Saturday, 9 August 2025

"Falling Animals" by Sheila Armstrong


 A man is found dead on a beach near a small town in Ireland. He seems to have died of natural causes; he's riddled with cancer. No-one knows who he is: there are no identifying papers, even the labels have been cut from his clothes. 

The narrative works towards a solution to this mystery by telling the stories of the members of the community, from their perspective but in the third person. It is like a collage or a mosaic. Some of the stories interlink but, in the end, it is up to the reader to assemble them to see the whole picture.
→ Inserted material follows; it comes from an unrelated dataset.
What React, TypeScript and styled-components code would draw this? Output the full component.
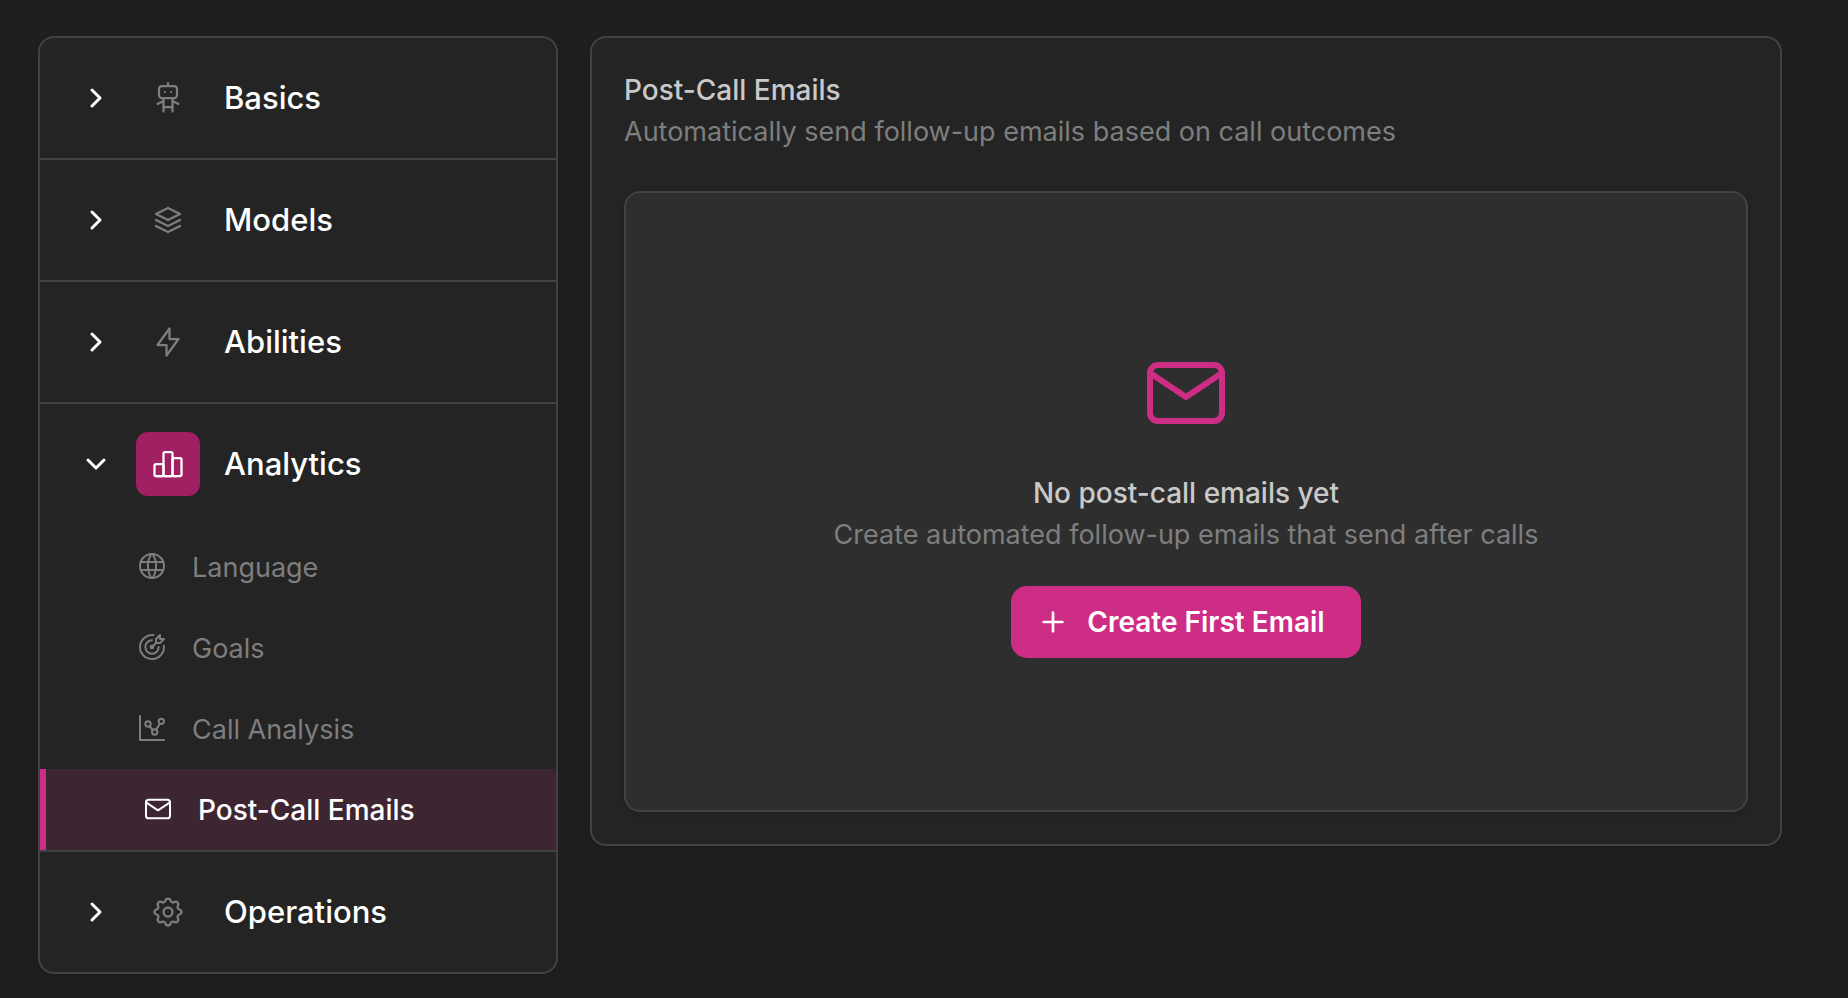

It's a clever device which reminded me of The Spinning Heart by Donal Ryan, another book set in the fallout from the Irish financial crash of 2008. But I am encountering so many collage-style narratives that I have decided to include them in a page on this blog. 
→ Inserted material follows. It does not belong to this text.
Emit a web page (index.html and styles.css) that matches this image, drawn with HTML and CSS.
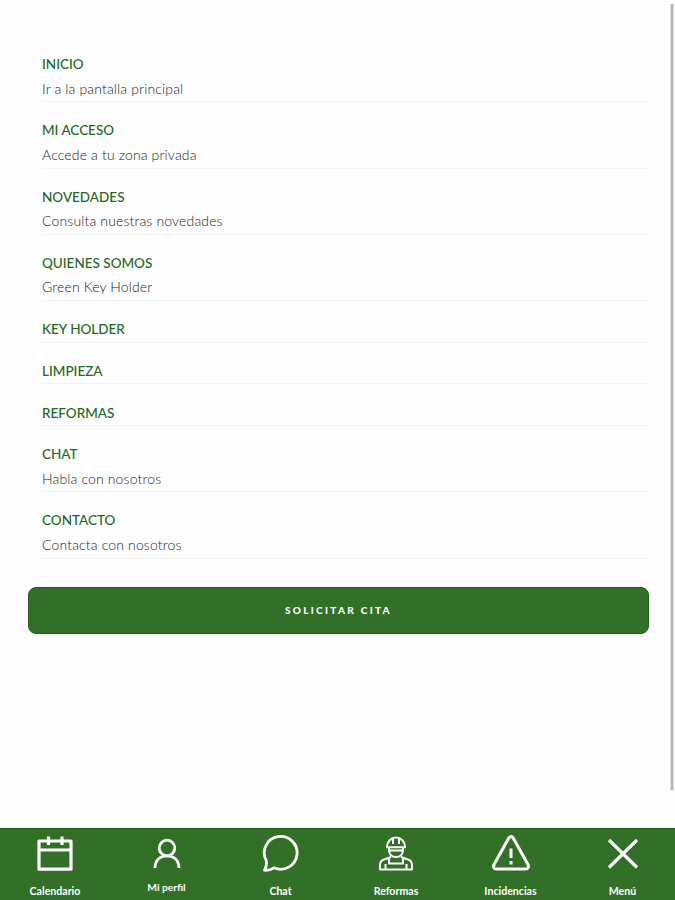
FILE: index.html
```html
<!DOCTYPE html>
<html lang="es">
<head>
  <meta charset="UTF-8">
  <meta name="viewport" content="width=device-width, initial-scale=1.0">
  <title>Green Key Holder</title>
  <link rel="stylesheet" href="styles.css">
</head>
<body>
  <div class="page">
    <main class="content">
      <ul class="menu">
        <li class="menu-item"><h2>INICIO</h2><p>Ir a la pantalla principal</p></li>
        <li class="menu-item"><h2>MI ACCESO</h2><p>Accede a tu zona privada</p></li>
        <li class="menu-item"><h2>NOVEDADES</h2><p>Consulta nuestras novedades</p></li>
        <li class="menu-item"><h2>QUIENES SOMOS</h2><p>Green Key Holder</p></li>
        <li class="menu-item"><h2>KEY HOLDER</h2></li>
        <li class="menu-item"><h2>LIMPIEZA</h2></li>
        <li class="menu-item"><h2>REFORMAS</h2></li>
        <li class="menu-item"><h2>CHAT</h2><p>Habla con nosotros</p></li>
        <li class="menu-item"><h2>CONTACTO</h2><p>Contacta con nosotros</p></li>
      </ul>
      <button class="cita">SOLICITAR CITA</button>
    </main>
    <div class="scrollbar"></div>
  </div>

  <nav class="tabs">
    <a class="tab">
      <svg width="40" height="40" viewBox="0 0 40 40" stroke-width="3.200">
        <path d="M4 7H36V35.200H4ZM4 16H36M13.500 2.500V11M27 2.500V11"/>
      </svg>
      <span>Calendario</span>
    </a>
    <a class="tab tab-perfil">
      <svg width="40" height="40" viewBox="0 0 40 40" stroke-width="2.800">
        <circle cx="20" cy="14" r="7.800"/>
        <path d="M8 34C8 26.500 13 21.800 20 21.800S32 26.500 32 34"/>
      </svg>
      <span>Mi perfil</span>
    </a>
    <a class="tab">
      <svg width="40" height="40" viewBox="0 0 40 40" stroke-width="2.800">
        <path d="M5.200 26.500A16.400 16.400 0 1 1 13 33.800C10.500 35.500 7.500 36.500 3.500 36.200C5.300 33 6 30 5.200 26.500Z"/>
      </svg>
      <span>Chat</span>
    </a>
    <a class="tab">
      <svg width="40" height="40" viewBox="0 0 40 40" stroke-width="2">
        <path d="M11 13C11 7.500 15 3.500 20 3.500S29 7.500 29 13M10 13.200H30M17 5V10M23 5V10"/>
        <path d="M13 14V16C13 20.500 16 23 20 23S27 20.500 27 16V14M14 16.500H26"/>
        <path d="M15 23L8 25.500Q4 27 4 31V35.500H36V31Q36 27 32 25.500L25 23M13 24.500V29.500H27V24.500M9.500 30V35M30.500 30V35"/>
      </svg>
      <span>Reformas</span>
    </a>
    <a class="tab">
      <svg width="40" height="40" viewBox="0 0 40 40" stroke-width="3">
        <path d="M17.800 4Q20 1 22.200 4L37 30.500Q38.500 35 34.500 35H5.500Q1.500 35 3 30.500Z"/>
        <path d="M20 14.500V24M20 27V30.500"/>
      </svg>
      <span>Incidencias</span>
    </a>
    <a class="tab">
      <svg width="40" height="40" viewBox="0 0 40 40" stroke-width="3.200">
        <path d="M6 6L34 33.500M34 6L6 33.500"/>
      </svg>
      <span>Menú</span>
    </a>
  </nav>
</body>
</html>
```
FILE: styles.css
```css
* {
  box-sizing: border-box;
}

body {
  margin: 0;
  height: 900px;
  display: flex;
  flex-direction: column;
  background: #fefefe;
  font-family: Lato, "Open Sans", sans-serif;
  overflow: hidden;
}

.page {
  flex: 1;
  display: flex;
  justify-content: space-between;
}

.content {
  width: 649px;
  padding: 36px 0 0 28px;
}

.menu {
  list-style: none;
  margin: 0;
  padding: 0 0 0 14px;
}

.menu-item {
  padding-top: 16.200px;
  border-bottom: 1px solid #f3f3f3;
}

.menu-item h2 {
  margin: 0;
  font-size: 13.500px;
  font-weight: 500;
  line-height: 24.400px;
  color: #216a1b;
}

.menu-item p {
  margin: 0;
  font-size: 14px;
  font-weight: 300;
  line-height: 24.700px;
  letter-spacing: 0.150px;
  color: #222;
}

.cita {
  display: block;
  width: 621px;
  height: 47px;
  margin-top: 28px;
  padding: 0;
  border: 1px solid #1c6410;
  border-radius: 8px;
  background: #326f27;
  color: #fff;
  font-family: inherit;
  font-size: 10px;
  font-weight: 900;
  letter-spacing: 2.300px;
}

.scrollbar {
  width: 4px;
  height: 786px;
  margin: 4px 1px 0 0;
  background: #b5b5b5;
  border-left: 1px solid #ddd;
  border-right: 1px solid #ddd;
}

.tabs {
  height: 72px;
  display: grid;
  grid-template-columns: 110px 113px 115px 116px 113px 111px;
  padding-top: 5px;
  background: #326f27;
  border-top: 1px solid #1c6410;
}

.tab {
  display: flex;
  flex-direction: column;
  align-items: center;
  gap: 10px;
  color: #fff;
  font-size: 10.600px;
  font-weight: 700;
  line-height: 14px;
}

.tab svg {
  fill: none;
  stroke: #fff;
  stroke-linejoin: round;
}

.tab-perfil {
  gap: 6px;
  font-size: 10.200px;
}
```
Another dimension to this mystery is the feeling that a number of the narrators have of some supernatural presence on board the boat.

The title comes from a memorial built to commemorate those who have died at sea, and those who have lived at sea but died elsewhere, such as the body on the beach. A plaque on the memorial says: For those fallen at sea and those still falling.” (3: the dead)
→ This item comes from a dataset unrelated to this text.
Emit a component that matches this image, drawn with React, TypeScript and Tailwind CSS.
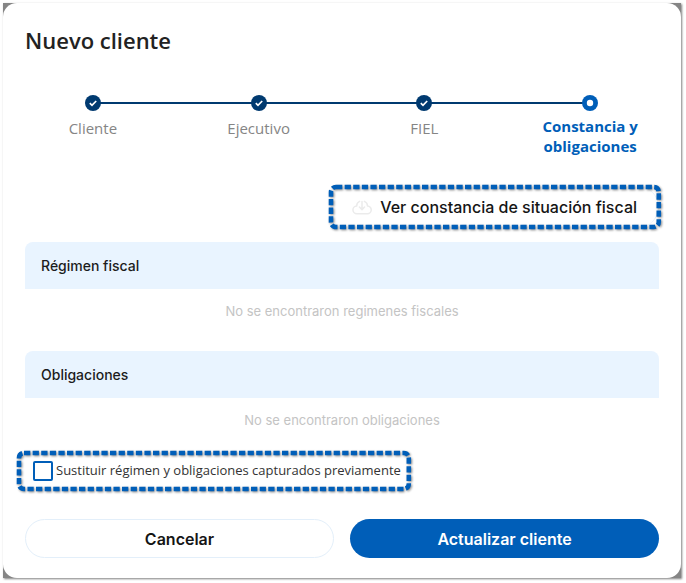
import React from 'react';
import clsx from 'clsx';

interface Step {
  label: string;
  done: boolean;
}

const steps: Step[] = [
  { label: 'Cliente', done: true },
  { label: 'Ejecutivo', done: true },
  { label: 'FIEL', done: true },
  { label: 'Constancia y obligaciones', done: false },
];

// Dashed marker drawn over the edge of whatever it wraps
const Callout: React.FC<{ className?: string; children: React.ReactNode }> = ({ className, children }) => (
  <div className={clsx('relative', className)}>
    {children}
    <svg
      className="pointer-events-none absolute inset-0 h-full w-full overflow-visible drop-shadow-[1px_1px_1px_rgba(0,0,0,0.45)]"
      fill="none"
      aria-hidden="true"
    >
      <rect width="100%" height="100%" rx="5" stroke="#005eb8" strokeWidth="4.6" strokeDasharray="6.3 2.3" />
    </svg>
  </div>
);

const Stepper: React.FC = () => (
  <ol className="mt-[41px] flex pr-2 pl-[7px]">
    {steps.map((step, index) => (
      <li key={step.label} className="relative flex flex-1 flex-col items-center">
        {index > 0 && <span className="absolute top-[7px] right-1/2 h-[2px] w-full bg-[#003a70]" />}
        {/* z-10 keeps the dot above the line of the next step */}
        <svg className="relative z-10 size-4" viewBox="0 0 16 16" fill="none" aria-hidden="true">
          <circle cx="8" cy="8" r="8" fill={step.done ? '#003a70' : '#005eb8'} />
          {step.done ? (
            <path d="M4.8 8.2 7 10.3 11.2 6" stroke="#fff" strokeWidth="1.7" />
          ) : (
            <circle cx="8" cy="8" r="3.2" fill="#fff" />
          )}
        </svg>
        <span
          className={clsx(
            'w-28 text-center text-[15px] leading-5',
            step.done ? 'mt-[7px] text-[#858585]' : 'mt-[5px] font-bold text-[#005eb8]'
          )}
        >
          {step.label}
        </span>
      </li>
    ))}
  </ol>
);

const EmptyTable: React.FC<{ title: string; message: string }> = ({ title, message }) => (
  <table className="w-full font-['Inter',sans-serif]">
    <thead>
      <tr>
        <th className="h-[47px] rounded-t-lg bg-[#e9f4ff] px-4 text-left text-sm font-medium text-[#1c1c1c]">{title}</th>
      </tr>
    </thead>
    <tbody>
      <tr>
        <td className="h-[46px] text-center text-[13px] text-[#c4c4c4]">{message}</td>
      </tr>
    </tbody>
  </table>
);

const App: React.FC = () => {
  return (
    <main className="bg-white p-[3px] pr-[5px] font-['Open_Sans',sans-serif]">
      <div className="bg-[#858585] shadow-[1px_1px_2px_0px_rgba(0,0,0,0.5)]">
        <div className="rounded-[14px] bg-white pt-[23px] pb-5">
          <h1 className="px-[22px] text-[22px] leading-7 font-semibold text-[#222]">Nuevo cliente</h1>

          <Stepper />

          <div className="px-[22px]">
            <div className="mt-[31px] flex justify-end">
              <Callout>
                <button
                  type="button"
                  className="flex h-10 items-center gap-2 rounded-r-full border-r border-[#e3effa] px-[21px] font-['Inter',sans-serif] text-base font-medium text-[#151515]"
                >
                  <svg className="size-5" viewBox="0 0 20 20" fill="none" stroke="#ebebeb" strokeWidth="1.5" strokeLinecap="round" strokeLinejoin="round" aria-hidden="true">
                    <path d="M7.6 4.4A5 5 0 0 0 4.7 9 3.9 3.9 0 0 0 5 16.8h10.2a3.9 3.9 0 0 0 .3-7.8 5 5 0 0 0-3.1-4.6" />
                    <path d="M10 4.5v7.8M7.4 10l2.6 2.6 2.6-2.6" />
                  </svg>
                  Ver constancia de situación fiscal
                </button>
              </Callout>
            </div>

            <div className="mt-[15px] flex flex-col gap-4">
              <EmptyTable title="Régimen fiscal" message="No se encontraron regimenes fiscales" />
              <EmptyTable title="Obligaciones" message="No se encontraron obligaciones" />
            </div>

            <Callout className="-ml-1.5 mt-[9px] w-fit">
              <label className="flex h-9 items-center gap-[3px] pr-2 pl-3.5 text-[13px] text-[#333]">
                <input type="checkbox" className="size-5 appearance-none rounded-xs border-2 border-[#005eb8] bg-white" />
                Sustituir régimen y obligaciones capturados previamente
              </label>
            </Callout>

            <div className="mt-[30px] grid grid-cols-2 gap-4 font-['Inter',sans-serif] text-base font-semibold">
              <button type="button" className="h-[39px] rounded-full border border-[#e3effa] text-[#151515]">
                Cancelar
              </button>
              <button type="button" className="h-[39px] rounded-full bg-[#005eb8] text-white">
                Actualizar cliente
              </button>
            </div>
          </div>
        </div>
      </div>
    </main>
  );
};

export default App;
The final section is entitled 'the dead' in what I presume is a homage to James Joyce whose final story in Dubliners is also entitled The Dead.

There are some wonderfully lyrical descriptions, such as The sunsets smear themselves across the sky and drown themselves in the temperamental sea.” (2: the artist) 

Selected quotes:
  • Out over the deep water, the dawn light is stretched out and thin ... Further out, the tent pole of a lighthouse props up the sky.” (1: the collector)
  • There are leapers and creepers, he once told her: those who get it over with in one go, and those that creep into the water, step by step, letting each part of their body adjust.” (1: the witness)
  • There will be another argument between them this evening, as inevitable as the rising sun, and like the sunlight, it will touch on everything but move nothing.” (1: the doctor)
  • There was something about him, as if the landscape was there to frame him instead of the other way around.” (1: the son)
  • At the edge of the village, land meets air meets sea, and a handful of buildings shy away from the cliffside to cradle a half moon of grass.” (2: the cook)
  • It's silhouettes that are unique - the shadow the person casts, what they look like behind the window, the shape they make against the backdrop of the landscape.” (2: the artist)
  • Even in an industry where people are treated as things, there are some who manage to treat them as less than that.” (3: the priest)
  • She is as proud as a cat and as untidy as a dog.” (3: the daughter)
  • We watch the others who come now, hidden away in too-small boats, seeking refuge. They pay dearly for hope, but bodies are money and money is bodies; this has always been the way of it.” (3: the dead)
August 2025; 226 pages
First published in GB by Bloomsbury in 2023
My paperback edition issued in 2024



This review was written by

the author of Bally and Bro, Motherdarling 

and The Kids of God

Spoiler alert: The story told section by section
Part One:
  • the collector describes a man retrieving for incineration the carcase of a seal from the beach.
  • the witness is Oona, who discovers the body and later talks about it in the bar.
  • the doctor, the pathologist, who is puzzled by why the man died.
  • the son is Mitchell, an American living in the village with his mother who has MS. He saw the man, still alive, sitting on the beach.
  • the driver, Darragh, drove the bus on which the man arrived at the village. He remembers he had a purple backpack.
  • the wanderer is Yousef who found the backpack in a bin and took it.
Part Two:
  • the seaman is a Filipino crew member on the boat that was shipwrecked in the bay.
  • the cook was galley chef of the wrecked ship. She stayed in the village to run the cafe. 
  • the firestarter, Donal, went out the the wrecked boat and lit a camp-fire. This ignited the remaining fuel and the wreck burned.
  • the diver, Robert, has a panic attack swimming down the the wreck.
  • the artist is Mitchell's mum. She has MS but is trying to paint what she thought she saw creeping to shore as the wreck burned. She prmoises to paint the cook's memory of her dead daughter.
  • the barman is Matias. His father expelled him from his home in Colombia because he was gay and he wandered the world. An inheritance meant that he could buy the bat and he hopes to marry his live-in boyfriend Donal.
Part Three:
  • the widow is a Polish madwoman who claims that the man whose body was found was her husband. He wasn't.
  • the guard has worked on this case for years. He takes Donal's confession of starting the fire but rips it up.
  • the priest works at the Seaman's Mission. He took confession from the man whose body was discovered.
  • the fallen. Gunnar worked on the ship when it was bought by Iceland from the Russians to patrol their waters during the Cod War. He died trying to stop the anchor chain from rattling while the man whose body was found looked on, unable to help.
  • the daughter is the doctor's daughter. She fancies Mitchell.
  • the dead are those on the memorial.